Click here to buy the CD


How do you listen to CDs of shows? If you are the kind of person who takes it home, puts it on the stereo and plays it as background music while doing something else, this may be an OK disc. The music is bright and up-tempo. But if you are the kind that puts on earphones and sits with the booklet, following the lyrics and synopsis to get the full impact of the score as a story experience, you will find this a great listen. PS Classics, as they often do, provides a package that makes the disc an experience, and you should enjoy the first immersion into the rather strange world of this musical. Repeated forays into the score won’t require the level of attention the first one does, but it will be a fine addition to your collection if you also like to listen to a full score either on your I-Pod while exercising or in your car while commuting.

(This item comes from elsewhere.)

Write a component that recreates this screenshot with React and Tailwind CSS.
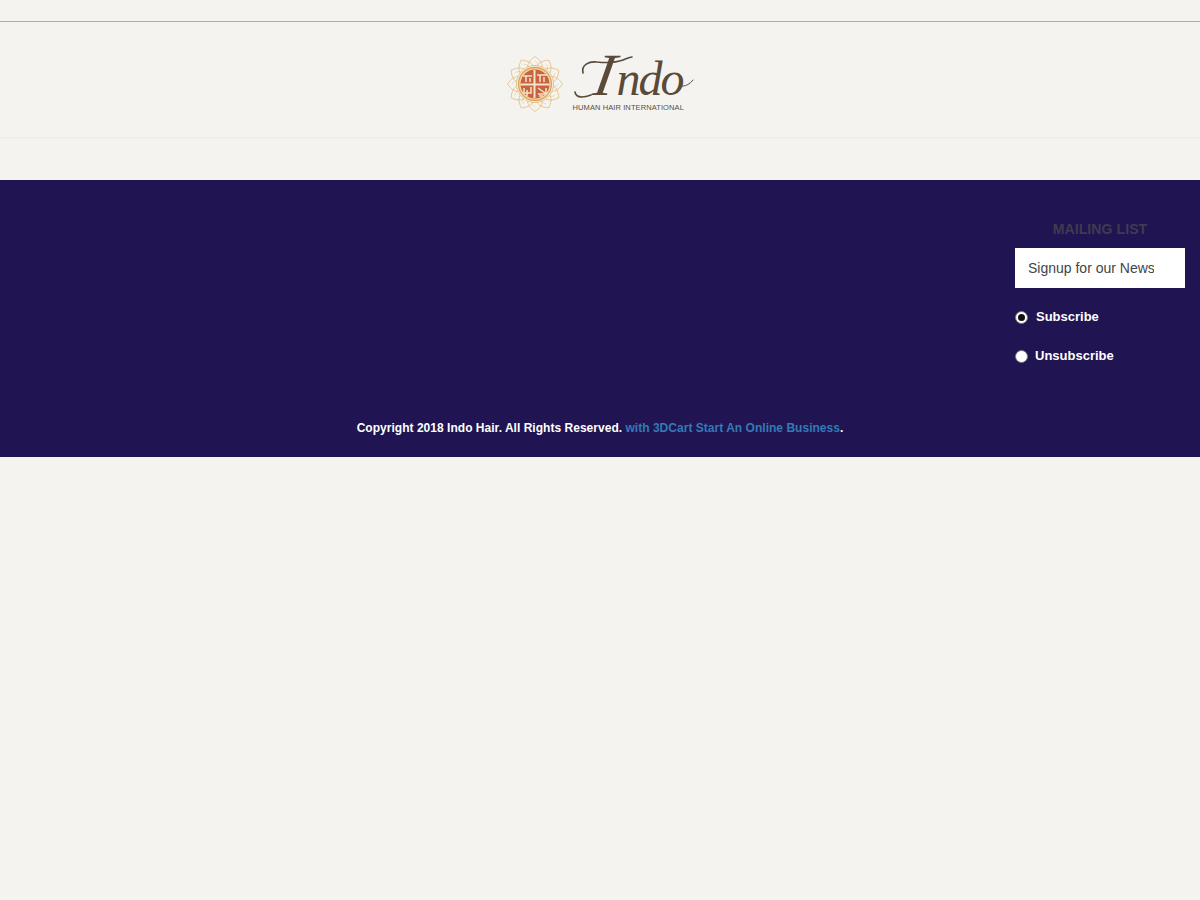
import React from "react";

const petals = Array.from({ length: 12 }, (_, i) => i * 30);
const sans = "font-['Liberation_Sans',Arial,sans-serif]";

function LogoMark() {
  return (
    <svg width="58" height="58" viewBox="0 0 58 58" className="shrink-0">
      {/* lotus outline */}
      {petals.map((deg) => (
        <g key={deg} transform={`rotate(${deg} 29 29)`} fill="none" stroke="#e3b878" strokeWidth="0.7">
          <path d="M29 1.5C33.5 4.5 36.5 8 36.5 13C33.5 12.5 31 13.5 29 16C27 13.5 24.5 12.5 21.5 13C21.5 8 24.5 4.5 29 1.5Z" />
          <path d="M29 6C31 7.5 32.5 9.5 32.5 12" strokeWidth="0.4" />
        </g>
      ))}
      <circle cx="29" cy="29" r="18.5" fill="#f4f2ee" stroke="#e3b878" strokeWidth="0.8" />
      <circle cx="29" cy="29" r="16.5" fill="#f2d7a6" stroke="#dfa456" strokeWidth="1.3" />
      <circle cx="29" cy="29" r="14.5" fill="#c9623f" />
      {/* cross and inner script */}
      <g stroke="#f3e4cd" fill="none">
        <path d="M14.5 29.5H43.5" strokeWidth="2" />
        <path d="M28.5 15V43" strokeWidth="2" />
        <path d="M17 21H26M20 21V27M24 23V27M31 20H41M34 20V27M38 22V27" strokeWidth="1.5" />
        <path d="M18 33V38H25V32M21 35V41M32 33L39 38M32 39H40V33M33 41H37" strokeWidth="1.5" />
      </g>
    </svg>
  );
}

function Logo() {
  return (
    <div className="flex items-start">
      <LogoMark />
      <div className="ml-[9px] flex flex-col w-[122px]">
        <div className="relative h-[48px]">
          <span className="block pl-[22px] font-['Liberation_Serif',serif] italic text-[48px] leading-[48px] text-[#5a4a3a] tracking-[-2px] whitespace-nowrap">
            <span className="inline-block text-[60px] leading-[40px] -skew-x-[10deg] mr-[4px]">I</span>ndo
          </span>
          {/* swashes of the wordmark */}
          <svg width="122" height="50" viewBox="0 0 122 50" fill="none" stroke="#5a4a3a" className="absolute left-0 top-0">
            <path d="M10 18C8 10 16 6 24 7C34 8 42 8 50 5C54 3.5 57 2 59 2" strokeWidth="1.6" strokeLinecap="round" />
            <path d="M2 37C3 43 10 43 18 40" strokeWidth="1.6" strokeLinecap="round" />
            <path d="M107 31C112 32 117 29 120 25" strokeWidth="1" strokeLinecap="round" />
          </svg>
        </div>
        <span className={`${sans} text-[7.5px] leading-[9px] tracking-[0.1px] whitespace-nowrap text-[#5a4d40]`}>
          HUMAN HAIR INTERNATIONAL
        </span>
      </div>
    </div>
  );
}

function RadioRow({ label, checked, gap }) {
  return (
    <label className={`flex items-center h-[20px] text-[13px] font-bold text-white ${gap}`}>
      <span className="w-[13px] h-[13px] rounded-full bg-white border border-[#767676] flex items-center justify-center shrink-0">
        {checked && <span className="w-[7px] h-[7px] rounded-full bg-[#111]" />}
      </span>
      <span>{label}</span>
    </label>
  );
}

export default function App() {
  return (
    <div className={`min-h-[900px] bg-[#f4f3ef] ${sans}`}>
      <div className="h-[22px] border-b border-[#e39a82]" />

      <header className="h-[117px] border-b-2 border-[#efede9] flex justify-center pt-[33px]">
        <Logo />
      </header>

      <div className="h-[41px]" />

      <footer className="h-[277px] bg-[#201552] flex flex-col">
        <div className="flex justify-end pr-[15px] pt-[41px]">
          <div className="w-[170px] flex flex-col">
            <h3 className="text-[14px] leading-[16px] font-bold text-center text-[#413b4f] tracking-[0.1px] h-[27px]">
              MAILING LIST
            </h3>
            <input
              type="text"
              defaultValue="Signup for our Newsletter"
              className="h-[40px] w-full bg-white pl-[13px] pr-[31px] text-[14px] text-[#444] outline-none"
            />
            <div className="mt-[19px] flex flex-col gap-[19px]">
              <RadioRow label="Subscribe" checked gap="gap-[8px]" />
              <RadioRow label="Unsubscribe" gap="gap-[7px]" />
            </div>
          </div>
        </div>
        <p className="mt-[55px] text-center text-[12px] leading-[14px] font-bold text-white tracking-[0.025px]">
          Copyright 2018 Indo Hair. All Rights Reserved.{" "}
          <a href="#" className="text-[#337ab7]">with 3DCart Start An Online Business</a>.
        </p>
      </footer>
    </div>
  );
}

Storyline: The basic plot of Shakespeare’s Merry Wives of Windsor is transferred to Texas at the end of the American Civil War. Falstaff, kicked out out of the Confederate forces even as they face final defeat, leads his band of miscreants into Windsor, Texas.

Those with fond memories of Kudzu, the Musical at Ford's Theatre in 2003, or Fool Moon at the Kennedy Center in 1999 will find the same freshness of sound in the country-western feeling Jack Herrick of the Red Clay Ramblers' wrote for this musical. There's a happiness about music making that is infectious, even when the song is a lament.

The story adaptation is clever and the language in the lyrics is clear and often witty or lovely without being what real country folk might call highfalutin. There are a few anachronistic touches to stumble over (Falstaff is updated only to the 1860's and not to 2006 so it seems a bit strange to be chiming in with "that's what I'm talkin' about" in the phrase you're more likely to hear at the Birchmere than the Folger.

The performances are as strait forward as the music with Jay O. Sanders contributing a lusty, gruff Falstaff (just listen to him extol the virtues of "Cold Cash"). Beth Leavel is touching with a soulful rendition of "Texas Wind" and Julie Tolivar teams nicely with Clarke Thorell as a country gal and her yodeling cowpoke. Settle back with this recording, follow along, and have a ball.